BPM is no longer about files — it’s about low-code, automated workflows
Introduction: The False Comfort of Well-Documented Processes
For years, companies believed that having control over business processes meant documenting everything properly:
Long procedure manuals
Static flowcharts stored in SharePoint
Excel trackers that haven’t been touched in months
But here’s the reality:
A frozen process is a useless process.
And a useless process costs time, energy, and agility.
In today’s fast-moving world, your business processes must live, adapt, and execute automatically in real time.
It’s no longer about writing a process — it’s about running it.
1. Documentation ≠ Execution
1.1. The Myth of the "Paper Process"
A documented process, disconnected from daily work, usually means:
It’s outdated or barely updated
Only a few people know how it works
It’s irrelevant to the tools teams actually use
What happens? Teams start improvising. They bypass the process.
👉 You think you have structured BPM, but all you have is a forgotten file.
1.2. The Illusion of Control
“We have a process.” Sure.
But is it:
Actively used?
Tracked and measured?
Continuously improved?
Too often, business processes are administrative artifacts, created to tick compliance boxes but never used to create value.
A real BPM doesn’t live in a PDF — it lives in a workflow engine that gets things done.
2. A Good Process Is Living, Measurable, and Evolving
2.1. It’s Embedded in Daily Work
A living process is an active workflow, integrated into the tools your teams actually use:
Automated triggers and steps
Defined roles and responsibilities
Timely notifications
Real-time progress tracking
👉 It’s not a document to consult — it’s a system that works with your team.
2.2. It Evolves as Fast as Your Business
Changing a process shouldn’t require committees and five approvals.
Thanks to modern low-code platforms like Softyflow, you can:
Modify steps in just a few clicks
Identify bottlenecks instantly
Roll out new versions without disrupting operations
The process becomes a living product, not a static diagram.
3. From “Documented” to “Driven” Workflows
3.1. Model and Execute in the Same Platform
With platforms like Softyflow, you’re not just mapping a process — you’re running it in real-time:
Trigger forms
Conditional logic
Role assignments and deadlines
Live performance monitoring
👉 Your workflow becomes the control center, not just a dusty manual.
3.2. Empower the People at the Core
A great process guides without micromanaging.

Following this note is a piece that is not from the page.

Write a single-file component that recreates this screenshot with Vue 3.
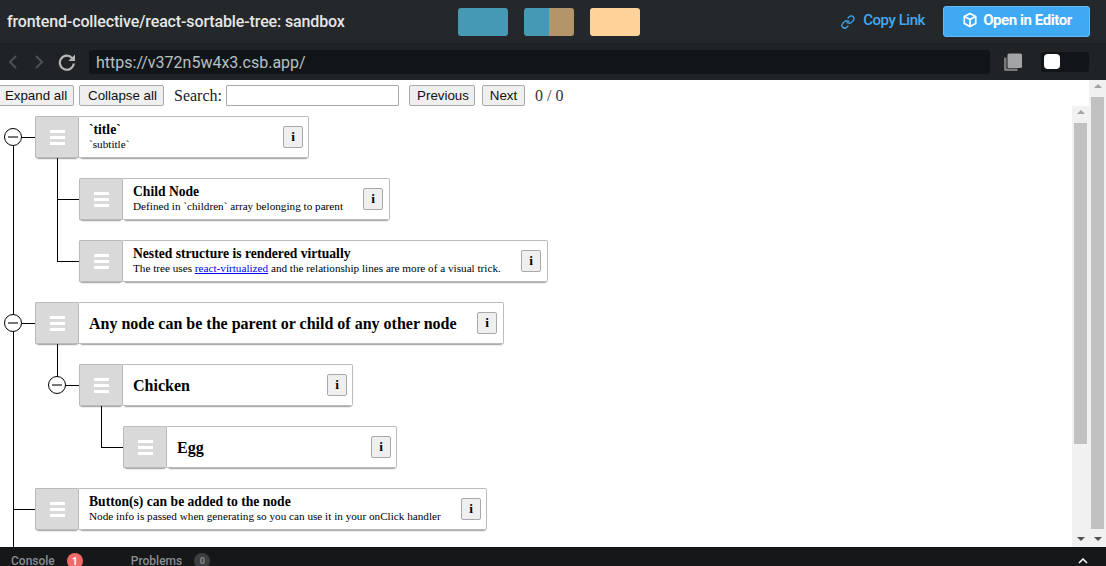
<script setup>
const nodes = [
  { depth: 0, title: '`title`', sub: '`subtitle`', width: 230, gap: 5 },
  { depth: 1, title: 'Child Node', sub: 'Defined in `children` array belonging to parent', width: 267, gap: 6 },
  { depth: 1, title: 'Nested structure is rendered virtually', link: true, width: 425, gap: 6 },
  { depth: 0, title: 'Any node can be the parent or child of any other node', width: 425, gap: 6 },
  { depth: 1, title: 'Chicken', width: 230, gap: 5 },
  { depth: 2, title: 'Egg', width: 230, gap: 5 },
  { depth: 0, title: 'Button(s) can be added to the node', sub: 'Node info is passed when generating so you can use it in your onClick handler', width: 408, gap: 5 }
]
const lines = [
  'M13.5 31V441', 'M13 31.5H35', 'M13 217.5H35', 'M13 403.5H35',
  'M57.5 52V155.5', 'M57 93.5H79', 'M57 155.5H79',
  'M57.5 238V279.5', 'M57 279.5H79',
  'M101.5 300V341.5', 'M101 341.5H123'
]
const toggles = [
  { x: 13, y: 31 }, { x: 13, y: 217 }, { x: 57, y: 279 }
]
</script>

<template>
  <div class="app">
    <header class="topbar">
      <div class="title">frontend-collective/react-sortable-tree: sandbox</div>
      <div class="swatches">
        <span class="swatch teal"></span>
        <span class="swatch split"></span>
        <span class="swatch peach"></span>
      </div>
      <div class="actions">
        <a class="copy">
          <svg width="16" height="16" viewBox="0 0 16 16" fill="none" stroke="#40a9f3" stroke-width="1.3">
            <path d="M6.6 9.4l2.8-2.8" />
            <path d="M7.6 4.4l1.7-1.7a2.6 2.6 0 0 1 3.9 3.9l-1.7 1.8a2.6 2.6 0 0 1-3.4.3" />
            <path d="M8.4 11.6l-1.7 1.7a2.6 2.6 0 0 1-3.9-3.9l1.7-1.8a2.6 2.6 0 0 1 3.4-.3" />
          </svg>
          <span class="copy-text">Copy Link</span>
        </a>
        <button class="open">
          <svg width="16" height="16" viewBox="0 0 16 16" fill="none" stroke="#fff" stroke-width="1.7" stroke-linejoin="round">
            <path d="M8 1.6l5.7 2.8v7L8 14.6l-5.7-3.2v-7z" />
            <path d="M2.6 4.6L8 7.4l5.4-2.8M8 7.4v7" />
          </svg>
          <span>Open in Editor</span>
        </button>
      </div>
    </header>

    <nav class="navbar">
      <svg class="nav-arrow back" width="10" height="16" viewBox="0 0 10 16" fill="none" stroke="#4d5255" stroke-width="2"><path d="M8 2L2 8l6 6" /></svg>
      <svg class="nav-arrow forward" width="10" height="16" viewBox="0 0 10 16" fill="none" stroke="#4d5255" stroke-width="2"><path d="M2 2l6 6-6 6" /></svg>
      <svg class="reload" width="18" height="18" viewBox="0 0 18 18" fill="none">
        <path d="M14.2 5.2A7 7 0 1 0 15.8 10.5" stroke="#b4b6b7" stroke-width="2.2" />
        <path d="M17 1.4V8H10.4z" fill="#b4b6b7" />
      </svg>
      <div class="url">https://v372n5w4x3.csb.app/</div>
      <svg class="copies" width="20" height="19" viewBox="0 0 20 19">
        <path d="M1 4.5h2.5V15.5h11V18H2.5A1.5 1.5 0 0 1 1 16.5z" fill="#77797a" />
        <rect x="4.5" y="0.5" width="14.5" height="14.5" rx="1.5" fill="#a3a4a5" />
      </svg>
      <div class="toggle"><span class="knob"></span></div>
    </nav>

    <main class="viewport">
      <div class="page">
        <div class="toolbar">
          <button class="btn expand">Expand all</button>
          <button class="btn collapse">Collapse all</button>
          <label class="search">Search:<input class="search-input" /></label>
          <button class="btn previous">Previous</button>
          <button class="btn next">Next</button>
          <span class="count">0 / 0</span>
        </div>
        <div class="tree-wrap">
          <div class="tree">
            <svg class="lines" width="300" height="441" fill="none" stroke="#000">
              <path v-for="d in lines" :key="d" :d="d" />
            </svg>
            <span
              v-for="t in toggles"
              :key="t.y"
              class="tree-toggle"
              :style="{ left: t.x - 9 + 'px', top: t.y - 9 + 'px' }"
            ></span>
            <div
              v-for="n in nodes"
              :key="n.title"
              class="row"
              :style="{ paddingLeft: 35 + n.depth * 44 + 'px' }"
            >
              <div class="handle">
                <span class="bars"></span>
              </div>
              <div class="content" :style="{ width: n.width + 'px', paddingRight: n.gap + 'px' }">
                <div class="label">
                  <div v-if="n.sub || n.link" class="name small">{{ n.title }}</div>
                  <div v-else class="name">{{ n.title }}</div>
                  <div v-if="n.sub" class="sub">{{ n.sub }}</div>
                  <div v-if="n.link" class="sub">The tree uses <a class="link">react-virtualized</a> and the relationship lines are more of a visual trick.</div>
                </div>
                <button class="info">i</button>
              </div>
            </div>
          </div>
          <div class="scrollbar inner">
            <span class="arrow up"></span>
            <span class="thumb inner-thumb"></span>
            <span class="arrow down"></span>
          </div>
        </div>
      </div>
      <div class="scrollbar outer">
        <span class="arrow up"></span>
        <span class="thumb outer-thumb"></span>
        <span class="arrow down"></span>
      </div>
    </main>

    <footer class="bottombar">
      <span class="tab">Console</span>
      <span class="badge red">1</span>
      <span class="tab problems">Problems</span>
      <span class="badge grey">0</span>
      <svg class="chev" width="10" height="6" viewBox="0 0 10 6" fill="none" stroke="#fff" stroke-width="1.5"><path d="M1 5l4-4 4 4" /></svg>
    </footer>
  </div>
</template>

<style>
html, body { margin: 0; overflow: hidden; background: #fff; }
</style>

<style scoped>
.app {
  width: 1106px;
  height: 566px;
  display: flex;
  flex-direction: column;
  overflow: hidden;
  font-family: "Liberation Serif", serif;
}
.topbar {
  height: 44px;
  flex: none;
  background: #24282a;
  display: flex;
  align-items: center;
  font-family: Roboto, sans-serif;
  box-sizing: border-box;
  border-bottom: 1px solid #1f2224;
}
.title {
  width: 458px;
  padding-left: 7px;
  box-sizing: border-box;
  color: #e6e6e6;
  font-size: 16px;
  font-weight: 500;
  letter-spacing: -0.13px;
  white-space: nowrap;
}
.swatches { display: flex; gap: 16px; }
.swatch { width: 50px; height: 28px; border-radius: 3px; display: block; }
.teal { background: #4599b3; }
.split { background: linear-gradient(90deg, #4599b3 50%, #b39569 50%); }
.peach { background: #ffd399; }
.actions {
  margin-left: auto;
  margin-right: 16px;
  display: flex;
  align-items: center;
}
.copy {
  display: flex;
  align-items: center;
  gap: 7px;
  color: #40a9f3;
  font-size: 15px;
  font-weight: 500;
  margin-right: 18px;
}
.copy-text { letter-spacing: -0.45px; margin-bottom: 3px; }
.open {
  width: 147px;
  height: 31px;
  border: 1px solid #66bbf7;
  border-radius: 3px;
  background: #40a9f3;
  color: #fff;
  font: 700 15px Roboto, sans-serif;
  letter-spacing: -0.43px;
  display: flex;
  align-items: center;
  justify-content: center;
  gap: 5px;
  padding: 0 0 3px 1px;
}
.navbar {
  height: 36px;
  flex: none;
  background: #1f2325;
  display: flex;
  align-items: center;
  position: relative;
}
.nav-arrow { flex: none; }
.back { margin-left: 8px; }
.forward { margin-left: 16px; }
.reload { margin-left: 14px; flex: none; }
.url {
  margin-left: 13px;
  width: 901px;
  height: 24px;
  padding: 1px 0 0 7px;
  box-sizing: border-box;
  flex: none;
  border-radius: 3px;
  background: #111517;
  color: #b8c0c4;
  font: 400 16px/24px Roboto, sans-serif;
}
.copies { margin-left: 13px; flex: none; }
.toggle {
  margin-left: 18px;
  width: 48px;
  height: 20px;
  flex: none;
  border-radius: 3px;
  background: #111517;
  padding: 2px 3px;
  box-sizing: border-box;
}
.knob { display: block; width: 16px; height: 15px; border-radius: 4px; background: #fff; }
.viewport {
  flex: 1;
  min-height: 0;
  display: flex;
  background: #fff;
}
.page {
  flex: 1;
  min-width: 0;
  display: flex;
  flex-direction: column;
}
.toolbar {
  height: 26px;
  flex: none;
  display: flex;
  align-items: flex-start;
  padding-top: 5px;
  box-sizing: border-box;
  font-size: 16px;
  color: #000;
}
.btn {
  height: 21px;
  box-sizing: border-box;
  padding: 0;
  border: 1px solid #a9a9a9;
  border-radius: 2px;
  background: #efefef;
  color: #111;
  font: 400 13.33px "Liberation Sans", sans-serif;
}
.expand { width: 76px; margin-left: -2px; }
.collapse { width: 85px; margin-left: 5px; padding-left: 2px; }
.search {
  margin-left: 10px;
  display: flex;
  align-items: center;
  height: 21px;
  color: #222;
}
.search-input {
  width: 173px;
  height: 21px;
  box-sizing: border-box;
  margin: 0 0 0 4px;
  border: 1px solid #a9a9a9;
  border-radius: 1px;
  padding: 0;
  background: #fff;
}
.previous { width: 66px; margin-left: 10px; padding-left: 2px; }
.next { width: 43px; margin-left: 7px; }
.count { margin-left: 10px; line-height: 21px; color: #333; }
.tree-wrap {
  flex: 1;
  min-height: 0;
  display: flex;
}
.tree {
  flex: 1;
  min-width: 0;
  position: relative;
  overflow: hidden;
}
.lines { position: absolute; left: 0; top: 0; }
.tree-toggle {
  position: absolute;
  width: 18px;
  height: 18px;
  box-sizing: border-box;
  border: 1px solid #000;
  border-radius: 50%;
  background: #fff;
  display: flex;
  align-items: center;
  justify-content: center;
}
.tree-toggle::after {
  content: "";
  width: 10px;
  height: 2px;
  background: #777;
}
.row {
  height: 62px;
  padding-top: 10px;
  padding-bottom: 10px;
  box-sizing: border-box;
  display: flex;
  position: relative;
}
.handle {
  width: 44px;
  height: 42px;
  flex: none;
  box-sizing: border-box;
  border: 1px solid #bbb;
  border-radius: 1px;
  background: #d9d9d9;
  box-shadow: 0 2px 2px -2px #000;
  display: flex;
  align-items: center;
  justify-content: center;
}
.bars {
  display: block;
  width: 15px;
  height: 15px;
  background: linear-gradient(#fff 0 3px, transparent 3px 6px, #fff 6px 9px, transparent 9px 12px, #fff 12px 15px);
}
.content {
  height: 42px;
  box-sizing: border-box;
  border: 1px solid #bbb;
  border-left: none;
  border-radius: 0 2px 2px 0;
  background: #fff;
  box-shadow: 0 2px 2px -2px #000;
  padding-left: 10px;
  display: flex;
  align-items: center;
  justify-content: space-between;
  color: #000;
}
.name { font-size: 16px; font-weight: 700; white-space: nowrap; line-height: 18px; padding-top: 1px; }
.name.small { font-size: 13.6px; line-height: 15px; padding-top: 0; margin-top: -1px; margin-bottom: 1px; }
.sub { font-size: 11.2px; line-height: 13px; white-space: nowrap; }
.link { color: #00e; text-decoration: underline; }
.info {
  width: 20px;
  height: 22px;
  flex: none;
  padding: 0;
  box-sizing: border-box;
  border: 1px solid #a9a9a9;
  border-radius: 2px;
  background: #efefef;
  color: #000;
  font: 700 13.33px "Liberation Serif", serif;
}
.scrollbar {
  flex: none;
  width: 17px;
  box-sizing: border-box;
  background: #f1f1f1;
  display: flex;
  flex-direction: column;
  align-items: center;
  position: relative;
}
.thumb { display: block; width: 13px; background: #c1c1c1; flex: none; }
.inner-thumb { height: 321px; margin-top: 9px; }
.outer-thumb { height: 432px; margin-top: 9px; }
.arrow { width: 0; height: 0; flex: none; border-left: 4px solid transparent; border-right: 4px solid transparent; }
.arrow.up { border-bottom: 4px solid #a3a3a3; margin-top: 4px; margin-bottom: 0; }
.arrow.down { border-top: 4px solid #505050; margin-top: auto; margin-bottom: 6px; }
.bottombar {
  height: 19px;
  flex: none;
  background: #151719;
  border-top: 1px solid #0f1112;
  box-sizing: border-box;
  display: flex;
  align-items: center;
  font: 500 12px Roboto, sans-serif;
  overflow: hidden;
  padding-top: 8px;
  position: relative;
}
.tab { color: #8a8d8f; }
.tab:first-child { margin-left: 11px; }
.badge {
  margin-left: 12px;
  width: 16px;
  height: 16px;
  border-radius: 50%;
  display: flex;
  align-items: center;
  justify-content: center;
  font-size: 10px;
  font-weight: 700;
  color: #fff;
}
.red { background: #f16a6a; }
.grey { background: #3c3f41; color: #8a8a8a; font-size: 9px; margin-left: 12px; }
.problems { margin-left: 48px; }
.chev { position: absolute; right: 18px; top: 10px; }
</style>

It should:
Be easy to use and understand
Minimize friction
Adapt to actual work, not force people into artificial steps
Modern BPM tools aren’t here to add complexity — they exist to make automation intuitive, human-friendly, and continuously improvable.
Conclusion: Are Your Processes Alive — or Just Stored Somewhere?
Ask yourself:
Are your workflows embedded in tools — or buried in Google Drive?
Can your teams improve them without IT support?
Do you have visibility into what's working — and what’s not?
If not, then you’re running a documented BPM, not a living one.
💡 Platforms like Softyflow let you build and manage live, automated workflows that improve continuously.
This is not about documentation. It’s about execution, speed, and agility.
The future of BPM is alive — and it’s already here.
FAQ – What You Should Know About Modern BPM
1. Isn’t it enough to document processes clearly?
Not anymore. If your process isn’t executed, measured, and optimized in real-time, it’s just dead weight.
2. Can low-code platforms really replace traditional BPM tools?
Yes. Tools like Softyflow let you build dynamic workflows without needing code, while ensuring flexibility and visibility.
3. How do I know if my BPM system is outdated?
If you're still relying on Word documents, spreadsheets, or email chains, you’re already behind.
4. How fast can I modernize my processes?
With low-code solutions, you can go from manual to automated workflows in days or weeks, not months.
5. Will I still need IT to manage workflows?
Not always. Low-code BPM platforms empower business teams to build and manage processes themselves — while IT ensures data security and governance.